Advanced data grouping
In one of the previous “recipes” we talked about how to use the Excel GROUPBY function. On that occasion, you could find out how to use it in one of the standard scenarios of its application, and now you will learn how to use it in a slightly more advanced way. To begin with, how you can group by two or more dimensions, and then how to display percentages, determine the depth of the calculation, and so on.
Let’s start, like last time, with an example where we have a structured table (ST) that shows sales transactions in a certain period of time. The standard way to use the GROUPBY function would be to perform grouping and aggregation based on one of the columns. For example, by creating the formula:
=GROUPBY(TR[CLASSIFICATION],TR[AMOUNT], SUM)
The result is a simple table that shows the total sales in relation to the classification.
How do we group data by multiple columns? The GROUPBY function, where we specify the columns to be grouped, accepts only one argument, so we will use a simple trick; That is, we will use the HSTACK function, which groups multiple given ranges next to each other. For example, the formula:
=HSTACK(ST[CLASSIFICATION],ST[ITEM NAME])

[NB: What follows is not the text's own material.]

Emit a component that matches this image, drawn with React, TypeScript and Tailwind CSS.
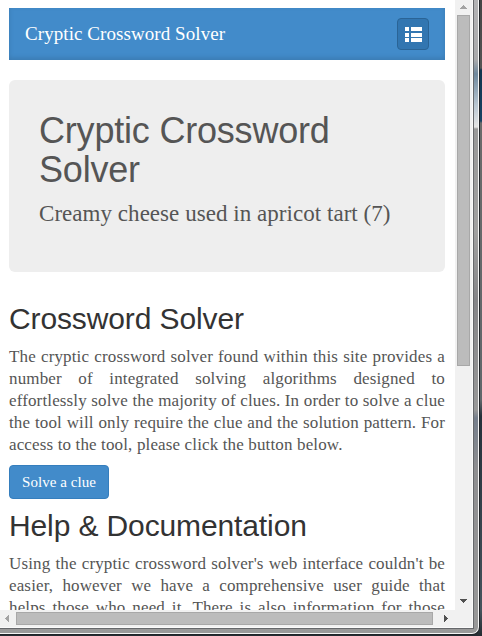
import type { ReactNode } from "react";

const serif = "font-['Georgia','Liberation_Serif',serif]";
const sans = "font-['Liberation_Sans',Arial,sans-serif]";

function Line({ children, last = false }: { children: ReactNode; last?: boolean }) {
  return (
    <span className={`block h-[22px] whitespace-nowrap ${last ? "" : "[text-align-last:justify]"}`}>
      {children}
    </span>
  );
}

function Heading({ children }: { children: ReactNode }) {
  return (
    <h2 className={`${sans} h-[33px] text-[30px] leading-[33px] tracking-[-0.12px] whitespace-nowrap text-[#333]`}>
      {children}
    </h2>
  );
}

function ListIcon() {
  return (
    <svg width="17" height="15" viewBox="0 0 17 15" fill="#fff" shapeRendering="crispEdges">
      <path d="M0 0h4v4H0zM6 0h11v4H6zM0 6h4v4H0zM6 6h11v4H6zM0 11h4v4H0zM6 11h11v4H6z" />
    </svg>
  );
}

function VerticalScrollbar() {
  return (
    <div className="flex h-[610px] w-[17px] shrink-0 flex-col bg-[#f1f1f1]">
      <svg className="h-[15px] w-[17px] shrink-0" viewBox="0 0 17 15" shapeRendering="crispEdges">
        <path d="M8 5h1v1h1v1h1v1h1v1H5V8h1V7h1V6h1z" fill="#a3a3a3" />
      </svg>
      <div className="ml-[2px] h-[351px] w-[13px] shrink-0 border border-[#a8a8a8] bg-[#bcbcbc]" />
      <svg className="mt-auto h-[17px] w-[17px] shrink-0" viewBox="0 0 17 17" shapeRendering="crispEdges">
        <path d="M5 6h7v1h-1v1h-1v1H9v1H8V9H7V8H6V7H5z" fill="#505050" />
      </svg>
    </div>
  );
}

function HorizontalScrollbar() {
  return (
    <div className="flex h-[17px] w-full items-start bg-[#f1f1f1]">
      <svg className="h-[17px] w-[16px] shrink-0" viewBox="0 0 16 17" shapeRendering="crispEdges">
        <path d="M9 5v7H8v-1H7v-1H6V9H5V8h1V7h1V6h1V5z" fill="#a3a3a3" />
      </svg>
      <div className="mt-[2px] h-[13px] w-[417px] border border-[#a8a8a8] bg-[#bcbcbc]" />
      <svg className="ml-[6px] h-[17px] w-[17px] shrink-0" viewBox="0 0 17 17" shapeRendering="crispEdges">
        <path d="M5 5h1v1h1v1h1v1h1v1H8v1H7v1H6v1H5z" fill="#505050" />
      </svg>
    </div>
  );
}

function Page() {
  return (
    <div className={`${serif} h-[610px] w-[455px] shrink-0 overflow-hidden bg-white pt-2 pr-[10px] pl-[9px] text-[#555]`}>
      <nav className="flex h-[52px] items-center justify-between bg-[#428bca] pr-4 pl-4 shadow-[inset_0_-2px_5px_rgba(0,0,0,0.12)]">
        <span className="text-[19px] tracking-[0.07px] whitespace-nowrap text-white">Cryptic Crossword Solver</span>
        <button className="flex h-8 w-8 items-center justify-center rounded-[4px] border border-[#2a6496] bg-[#3276b1] pt-px">
          <ListIcon />
        </button>
      </nav>

      <header className="mt-5 h-[192px] rounded-[6px] bg-[#eee] px-[30px] pt-[31px]">
        <h1 className={`${sans} text-[36px] leading-[39px] tracking-[-0.2px] text-[#555]`}>
          Cryptic Crossword
          <br />
          Solver
        </h1>
        <p className="mt-[10px] text-[23px] leading-[30px] tracking-[0.04px] whitespace-nowrap">
          Creamy cheese used in apricot tart (7)
        </p>
      </header>

      <section className="pt-[30px]">
        <Heading>Crossword Solver</Heading>
        <p className="mt-[11px] text-[17px] leading-[22px] tracking-[0.14px]">
          <Line>The cryptic crossword solver found within this site provides a</Line>
          <Line>number of integrated solving algorithms designed to</Line>
          <Line>effortlessly solve the majority of clues. In order to solve a clue</Line>
          <Line>the tool will only require the clue and the solution pattern. For</Line>
          <Line last>access to the tool, please click the button below.</Line>
        </p>
        <button className="mt-[9px] flex h-[34px] w-[100px] items-center justify-center rounded-[4px] border border-[#357ebd] bg-[#428bca] text-[15px] tracking-[0.06px] whitespace-nowrap text-white">
          Solve a clue
        </button>
      </section>

      <section className="pt-[10px]">
        <Heading>Help &amp; Documentation</Heading>
        <p className="mt-[11px] text-[17px] leading-[22px] tracking-[0.14px]">
          <Line>Using the cryptic crossword solver's web interface couldn't be</Line>
          <Line>easier, however we have a comprehensive user guide that</Line>
          <Line>helps those who need it. There is also information for those</Line>
        </p>
      </section>
    </div>
  );
}

export default function App() {
  return (
    <div className="h-[636px] w-[482px] overflow-hidden bg-[linear-gradient(to_bottom,#444_0,#555_68px,#12354f_70px,#174263_121px,#6b6b6b_123px,#60676b_400px,#25313b_416px,#46545d_610px,#242b31_636px)]">
      <div className="h-[635px] w-[480px] rounded-br-[8px] border-r border-b border-[#202428] bg-[#202428]">
        <div className="h-[634px] w-[479px] rounded-br-[7px] border-r border-b border-[#f5f5f5] bg-[linear-gradient(to_bottom,#b3b3b5_0,#aaaaac_60px,#6f889d_74px,#b9c6d1_105px,#e5e5e5_127px,#999_129px,#a1a1a1_230px,#858588_300px,#999_410px,#767f8c_418px,#8f8f91_470px,#999_632px)]">
          <div className="h-[629px] w-[474px] border-r border-b border-[#66686b] bg-[#fafafa]">
            <div className="flex h-[627px] w-[472px] flex-col">
              <div className="flex">
                <Page />
                <VerticalScrollbar />
              </div>
              <HorizontalScrollbar />
            </div>
          </div>
        </div>
      </div>
    </div>
  );
}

Creates a dynamic table that displays all the elements of the CLASSIFICATION and ITEM NAME columns by each other. If we add it as the first argument to the GROUPBY function:
=GROUPBY(HSTACK(ST[CLASSIFICATION],ST[ITEM NAME]),ST[AMOUNT], SUM)

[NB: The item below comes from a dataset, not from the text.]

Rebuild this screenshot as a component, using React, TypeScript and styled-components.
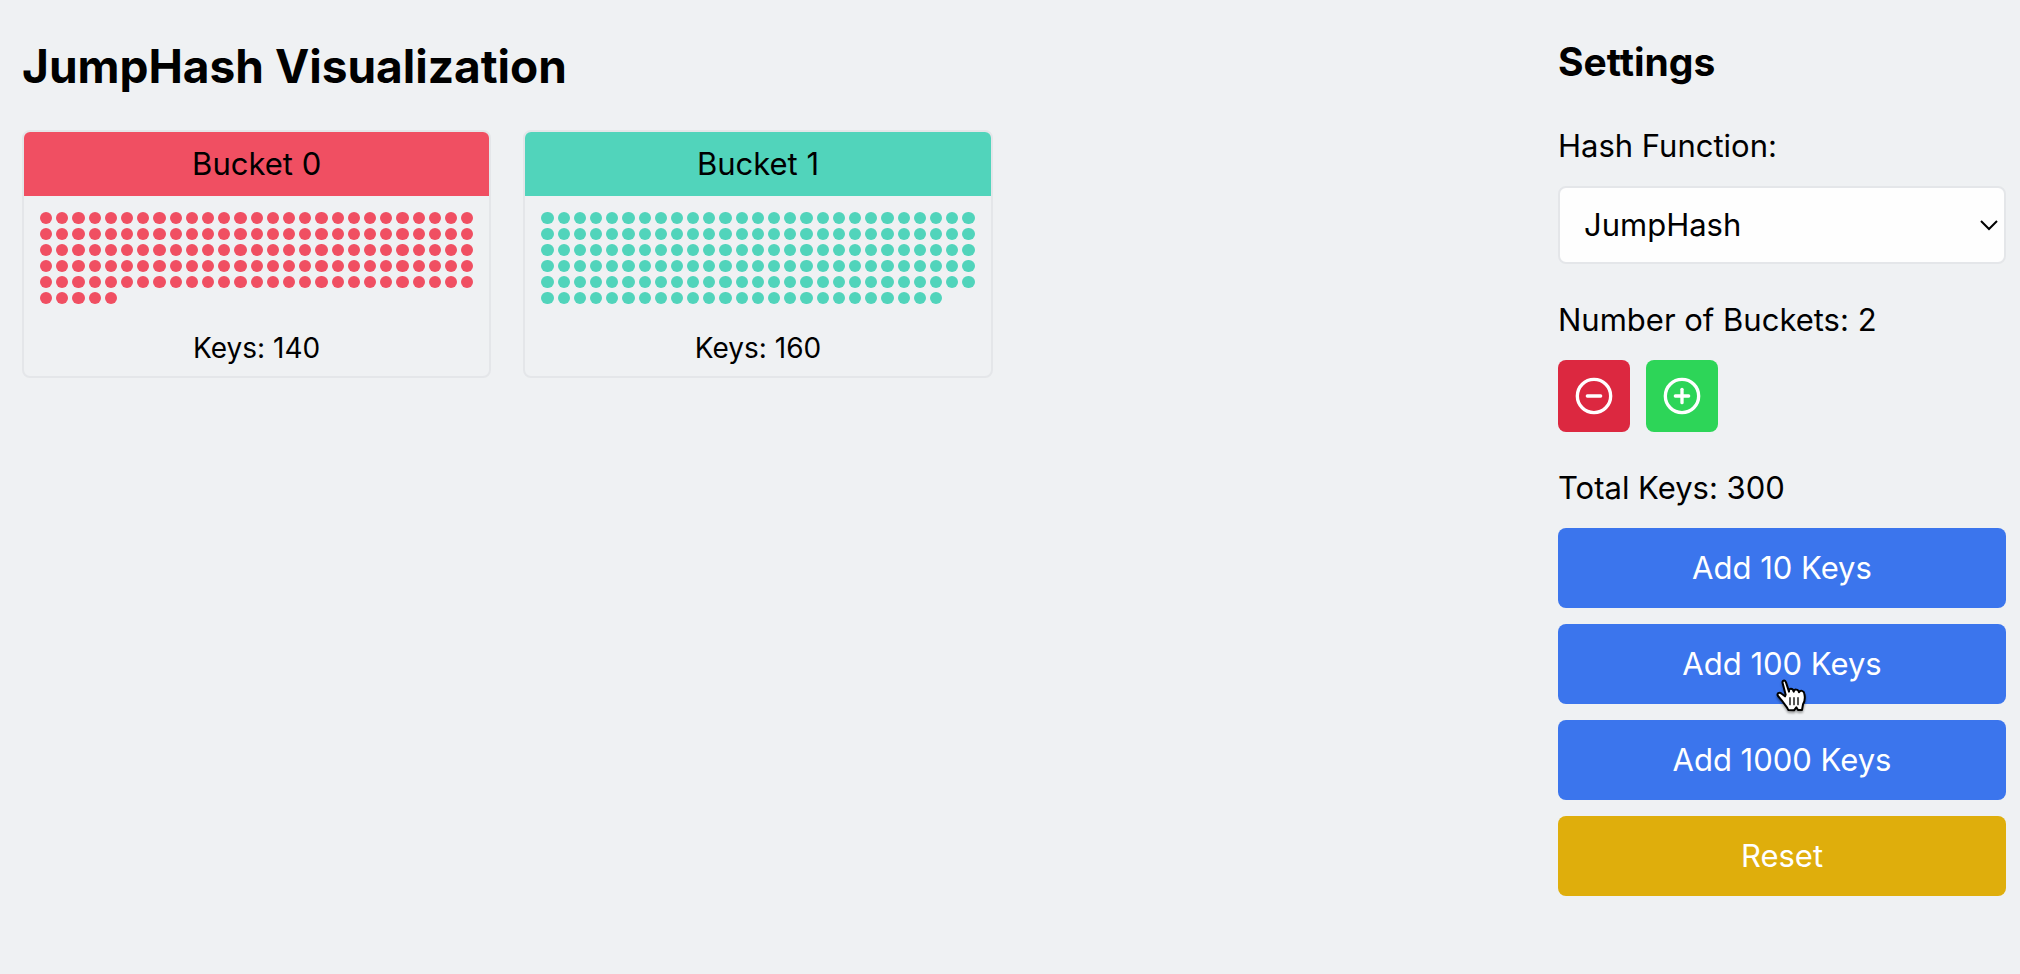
import React, { useState } from "react";
import styled, { createGlobalStyle } from "styled-components";
import { CircleMinus, CirclePlus } from "lucide-react";

const GlobalStyle = createGlobalStyle`
  *, *::before, *::after { box-sizing: border-box; }
  body {
    margin: 0;
    background: #eff1f3;
    color: #000;
    font-family: Inter, "Liberation Sans", sans-serif;
    font-size: 31px;
    line-height: 48px;
  }
`;

const Page = styled.div`
  display: flex;
  align-items: flex-start;
  gap: 64px;
  padding: 34px 14px 34px 22px;
`;

const Main = styled.main`
  flex: 1;
  min-width: 0;
`;

const Title = styled.h1`
  margin: 0 0 32px;
  font-size: 46px;
  line-height: 64px;
  font-weight: 700;
`;

const BucketGrid = styled.div`
  display: grid;
  grid-template-columns: repeat(3, 1fr);
  gap: 32px;
`;

const BucketCard = styled.section`
  border: 2px solid #e4e6e9;
  border-radius: 8px;
  overflow: hidden;
`;

const BucketHeader = styled.h2<{ $color: string }>`
  margin: 0;
  padding: 8px;
  background: ${(p) => p.$color};
  font-size: 31px;
  font-weight: 400;
  text-align: center;
`;

const DotGrid = styled.div`
  display: grid;
  grid-template-columns: repeat(auto-fill, minmax(12px, 1fr));
  gap: 4px;
  padding: 16px;
`;

const Dot = styled.span<{ $color: string }>`
  height: 12px;
  border-radius: 50%;
  background: ${(p) => p.$color};
`;

const BucketFooter = styled.p`
  margin: 0;
  padding: 8px;
  font-size: 28px;
  line-height: 40px;
  text-align: center;
`;

const Sidebar = styled.aside`
  display: flex;
  flex-direction: column;
  gap: 32px;
  width: 448px;
  flex-shrink: 0;
`;

const SidebarTitle = styled.h2`
  margin: 0;
  font-size: 39px;
  line-height: 56px;
  font-weight: 700;
`;

const Group = styled.div`
  display: flex;
  flex-direction: column;
  gap: 16px;
`;

const SelectWrap = styled.div`
  position: relative;
  display: flex;
`;

const Select = styled.select`
  appearance: none;
  width: 100%;
  height: 78px;
  padding: 0 48px 0 24px;
  border: 2px solid #e4e6e9;
  border-radius: 8px;
  background: #fefefe;
  color: #000;
  font: inherit;
`;

const Chevron = styled.svg`
  position: absolute;
  right: 8px;
  top: 50%;
  margin-top: -6px;
  pointer-events: none;
`;

const ButtonRow = styled.div`
  display: flex;
  gap: 16px;
`;

const IconButton = styled.button<{ $color: string }>`
  display: flex;
  padding: 16px;
  border: 0;
  border-radius: 8px;
  background: ${(p) => p.$color};
  color: #fff;
  cursor: pointer;
`;

const ActionButton = styled.button<{ $color: string }>`
  position: relative;
  width: 100%;
  padding: 16px;
  border: 0;
  border-radius: 8px;
  background: ${(p) => p.$color};
  color: #fff;
  font: inherit;
  cursor: pointer;
`;

const Pointer = styled.svg`
  position: absolute;
  left: calc(50% - 6px);
  top: 55px;
  overflow: visible;
  pointer-events: none;
  filter: drop-shadow(0 2px 1px rgba(0, 0, 0, 0.35));
`;

const HandPointer = () => (
  <Pointer width="32" height="34" viewBox="0 0 96 102" aria-hidden="true">
    <path
      d="M20 13 C17 5 26 1 30 10 L39 38 C38 26 51 27 53 38 C55 29 67 30 69 40 C73 32 84 35 85 44 C88 57 86 68 81 76 L78 93 L66 93 L61 85 L54 94 L37 93 C33 83 22 72 17 64 L6 51 C1 44 10 38 17 44 L27 52 L29 47 Z"
      fill="#fff"
      stroke="#000"
      strokeWidth="6"
      strokeLinejoin="round"
    />
    <path
      d="M42 56 V77 M54 56 V77 M66 56 V77"
      fill="none"
      stroke="#000"
      strokeWidth="4"
      strokeLinecap="round"
    />
  </Pointer>
);

const BUCKETS = [
  { color: "#f04f62", keys: 140 },
  { color: "#51d4bb", keys: 160 },
];

const BLUE = "#3b75ed";

export default function App() {
  const [hash, setHash] = useState("JumpHash");
  const total = BUCKETS.reduce((sum, b) => sum + b.keys, 0);

  return (
    <>
      <GlobalStyle />
      <Page>
        <Main>
          <Title>{hash} Visualization</Title>
          <BucketGrid>
            {BUCKETS.map((bucket, i) => (
              <BucketCard key={i}>
                <BucketHeader $color={bucket.color}>Bucket {i}</BucketHeader>
                <DotGrid>
                  {Array.from({ length: bucket.keys }, (_, k) => (
                    <Dot key={k} $color={bucket.color} />
                  ))}
                </DotGrid>
                <BucketFooter>Keys: {bucket.keys}</BucketFooter>
              </BucketCard>
            ))}
          </BucketGrid>
        </Main>
        <Sidebar>
          <SidebarTitle>Settings</SidebarTitle>
          <Group>
            <label htmlFor="hash">Hash Function:</label>
            <SelectWrap>
              <Select id="hash" value={hash} onChange={(e) => setHash(e.target.value)}>
                <option>JumpHash</option>
              </Select>
              <Chevron width="18" height="12" viewBox="0 0 18 12" aria-hidden="true">
                <path d="M1 2 L9 10 L17 2" fill="none" stroke="#000" strokeWidth="2" />
              </Chevron>
            </SelectWrap>
          </Group>
          <Group>
            <span>Number of Buckets: {BUCKETS.length}</span>
            <ButtonRow>
              <IconButton type="button" $color="#dc2840" aria-label="Remove bucket">
                <CircleMinus size={40} />
              </IconButton>
              <IconButton type="button" $color="#2dd558" aria-label="Add bucket">
                <CirclePlus size={40} />
              </IconButton>
            </ButtonRow>
          </Group>
          <Group>
            <span>Total Keys: {total}</span>
            <ActionButton type="button" $color={BLUE}>Add 10 Keys</ActionButton>
            <ActionButton type="button" $color={BLUE}>
              Add 100 Keys
              <HandPointer />
            </ActionButton>
            <ActionButton type="button" $color={BLUE}>Add 1000 Keys</ActionButton>
            <ActionButton type="button" $color="#dfae0c">Reset</ActionButton>
          </Group>
        </Sidebar>
      </Page>
    </>
  );
}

The result is a table in which the grouping is first done by classification, and then by the name of the item, while the last column shows the total sales, i.e. the sum of all values in the AMOUNT column.
What if we wanted to calculate the total value of the quantity and amount? No problem, we’ll use HSTACK in place of the second argument:
=GROUPBY(HSTACK(ST[CLASSIFICATION],ST[ITEM NAME]),HSTACK(ST[QTY],ST[AMOUNT]); SUM)
As a result, we will get the following table:
What if we wanted to group by classification and item name, but with the display of group headers, subtotals, and grand totals? Let’s create a formula:
=GROUPBY(HSTACK(ST[CLASSIFICATION],
ST[ITEM NAME]);ST[AMOUNT], HSTACK(SUM; PERCENT), 3, 2)
If we format the table a bit more we will get a very nice, dynamic report.